5 Morgan { 07.15.15 at 4:51 pm }

kckoen: Usually, if a Tornado “skips”, that is, comes down, lifts up, comes back down, its considered a single tornado from initial contact with the ground to the last time ir comes up, providing points of contact are relatively close in time and or location. Its a Judgement thing, usually left to the weatherguessers, and while one can argue the semantics, with a tornado on the ground its just easier to say “we have an active tornado, take cover” than ” well it was on the ground we think it’ll come back… oh, wait, yep, its onthe ground again. No, its back up in the air…”
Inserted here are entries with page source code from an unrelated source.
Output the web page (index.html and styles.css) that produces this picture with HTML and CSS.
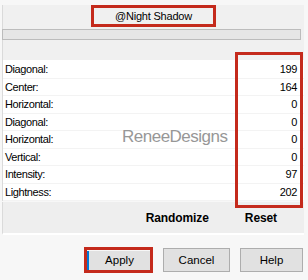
FILE: index.html
```html
<!DOCTYPE html>
<html lang="en">
<head>
    <meta charset="UTF-8">
    <meta name="viewport" content="width=device-width, initial-scale=1.0">
    <title>Night Shadow</title>
    <link rel="stylesheet" href="styles.css">
</head>
<body>

    <div class="dialog">
        <!-- Preset -->
        <div class="top">
            <div class="title">@Night Shadow</div>
            <div class="bar"></div>
        </div>

        <!-- Parametros -->
        <div class="list">
            <div class="row"><span>Diagonal:</span><span>199</span></div>
            <div class="row"><span>Center:</span><span>164</span></div>
            <div class="row"><span>Horizontal:</span><span>0</span></div>
            <div class="row"><span>Diagonal:</span><span>0</span></div>
            <div class="row"><span>Horizontal:</span><span>0</span></div>
            <div class="row"><span>Vertical:</span><span>0</span></div>
            <div class="row"><span>Intensity:</span><span>97</span></div>
            <div class="row"><span>Lightness:</span><span>202</span></div>
            <div class="watermark">ReneeDesigns</div>
        </div>

        <div class="actions">
            <span>Randomize</span>
            <span>Reset</span>
        </div>

        <div class="values-mark"></div>
    </div>

    <div class="buttons">
        <div class="apply-mark"><button class="btn apply">Apply</button></div>
        <button class="btn cancel">Cancel</button>
        <button class="btn help">Help</button>
    </div>

</body>
</html>
```

FILE: styles.css
```css
body {
    font-family: "Liberation Sans", Arial, sans-serif;
    margin: 0;
    padding: 0;
    background-color: #f7f7f7;
    color: #000;
}

.dialog {
    position: relative;
    margin: 0 4px 0 2px;
}

.top {
    margin-top: 5px;
    height: 55px;
    background: #f0f0f0;
    border-left: 1px solid #dadada;
}

.title {
    width: 125px;
    height: 22px;
    margin-left: 88px;
    box-sizing: border-box;
    border: 3px solid #c42a1c;
    font-size: 11px;
    letter-spacing: -0.2px;
    line-height: 16px;
    text-align: center;
}

.bar {
    width: 299px;
    height: 11px;
    margin: 2px 0 0 -1px;
    box-sizing: border-box;
    background: #e6e6e6;
    border: 1px solid #bcbcbc;
}

.list {
    position: relative;
    background: #fff;
    padding-top: 1px;
    border-left: 1px solid #dadada;
}

.row {
    display: flex;
    justify-content: space-between;
    align-items: center;
    height: 17.5px;
    box-sizing: border-box;
    padding: 0 7px 0 2px;
    border-bottom: 1px solid #f3f3f3;
    font-size: 11px;
    letter-spacing: -0.4px;
}

.watermark {
    position: absolute;
    left: 119px;
    top: 67px;
    font-size: 17px;
    letter-spacing: -0.5px;
    color: #979797;
    text-shadow: 0 0 2px #fff, 1px 1px 1px #fff;
}

.actions {
    display: flex;
    justify-content: flex-end;
    align-items: center;
    gap: 36px;
    height: 31px;
    margin-top: 1px;
    padding-right: 27px;
    background: #eeeeee;
    border-left: 1px solid #dadada;
    border-bottom: 2px solid #fff;
    font-size: 12px;
    font-weight: bold;
    letter-spacing: -0.1px;
}

.values-mark {
    position: absolute;
    left: 233px;
    top: 47px;
    width: 68px;
    height: 156px;
    box-sizing: border-box;
    border: 3px solid #c42a1c;
}

.buttons {
    display: flex;
    justify-content: flex-end;
    align-items: center;
    gap: 10px;
    margin-top: 12px;
    padding-right: 5px;
}

.btn {
    height: 24px;
    box-sizing: border-box;
    padding: 0;
    background: #e1e1e1;
    border: 1px solid #adadad;
    font-family: "Liberation Sans", Arial, sans-serif;
    font-size: 11.5px;
    color: #000;
}

.apply-mark {
    border: 3px solid #c42a1c;
    height: 20px;
    overflow: hidden;
}

.btn.apply {
    width: 63px;
    height: 21px;
    border: 2px solid #0078d7;
    border-top: 0;
    border-right: 0;
    line-height: 18px;
}

.btn.cancel {
    width: 67px;
}

.btn.help {
    width: 63px;
}
```
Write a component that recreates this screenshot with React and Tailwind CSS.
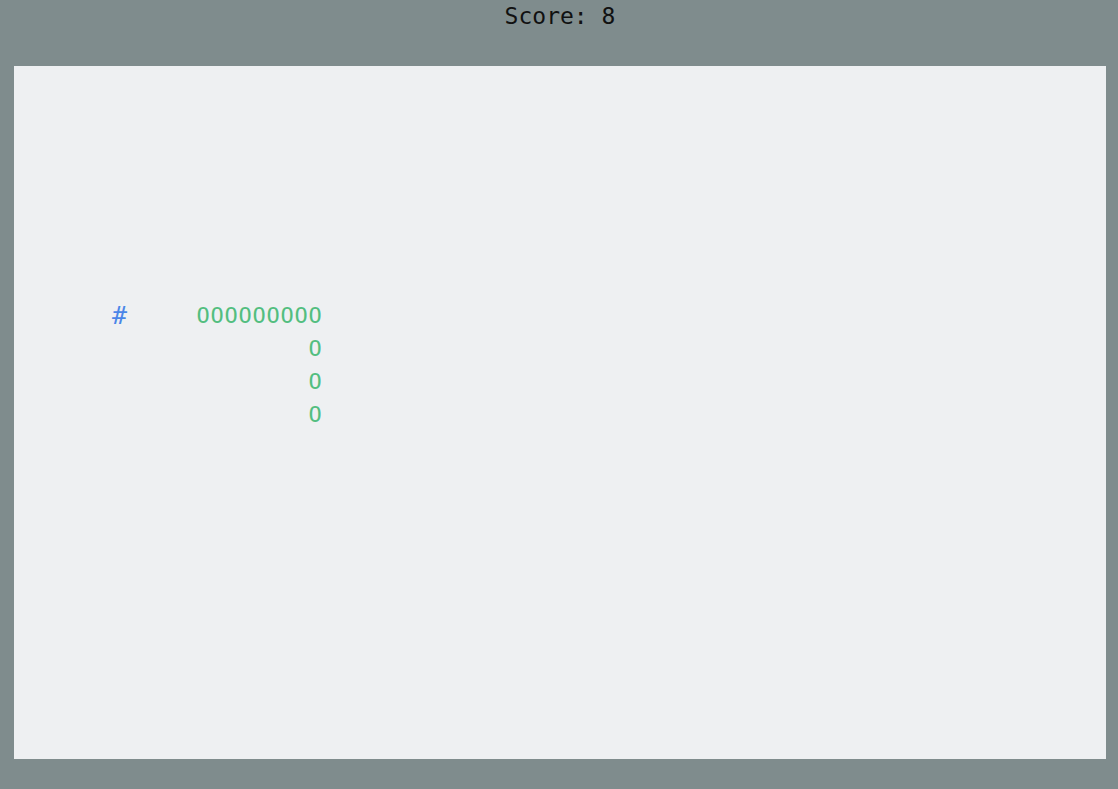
import React from "react";

const COLS = 78;
const ROWS = 21;

function buildGrid() {
  const g = Array.from({ length: ROWS }, () => Array(COLS).fill(" "));
  g[7][7] = "#";
  for (let c = 13; c <= 21; c++) g[7][c] = "O";
  g[8][21] = "O";
  g[9][21] = "O";
  g[10][21] = "O";
  return g;
}

export default function App() {
  const grid = buildGrid();
  return (
    <div
      className="w-[1118px] h-[789px] bg-[#7f8c8d] flex flex-col"
      style={{ fontFamily: '"DejaVu Sans Mono", "Liberation Mono", monospace' }}
    >
      <div className="h-[33px] leading-[33px] text-[23px] text-[#111111] text-center pl-[2px]">Score: 8</div>
      <div className="mt-[33px] ml-[14px] w-[1092px] h-[693px] bg-[#eef0f2] flex flex-col overflow-hidden">
        {grid.map((row, r) => (
          <div key={r} className="flex h-[33px]">
            {row.map((ch, c) => (
              <span
                key={c}
                className={
                  "w-[14px] h-[33px] leading-[37px] text-center shrink-0 " +
                  (ch === "#" ? "text-[25px] text-[#4a86e8]" : "text-[22px] text-[#52be80]")
                }
              >
                {ch === " " ? "\u00a0" : ch}
              </span>
            ))}
          </div>
        ))}
      </div>
    </div>
  );
}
6 Colorado Slim { 07.15.15 at 1:54 pm }

This article and photos were so good I figured Jaime was the author till I got to the bottom. Thanks Amber, you knocked it out of the park!

7 Ed Schuetzle { 07.15.15 at 10:59 am }

It is my understanding that in order to be a tornado, it must touch the ground. It is referred to as a funnel cloud if it doesn’t touch the ground.

8 kckoehn { 07.15.15 at 9:22 am }

Since I grew up in one of the Tornado Alleys, I do have a question. I always had the understanding that tornadoes can set down on the ground and travel a ways, lift up as the storm moves along and then set back down. The article gives to understand that it is not truly a tornado if it is not making contact with the ground. I wonder…??? So the storm can have…tornado, yes…tornado, no…tornado, yes…tornado, no…??? With the exception of this question, it was a very informative article. Thanks!

9 Susan Moors { 07.14.15 at 8:15 am }

Great information! Now I know the difference and what to look for.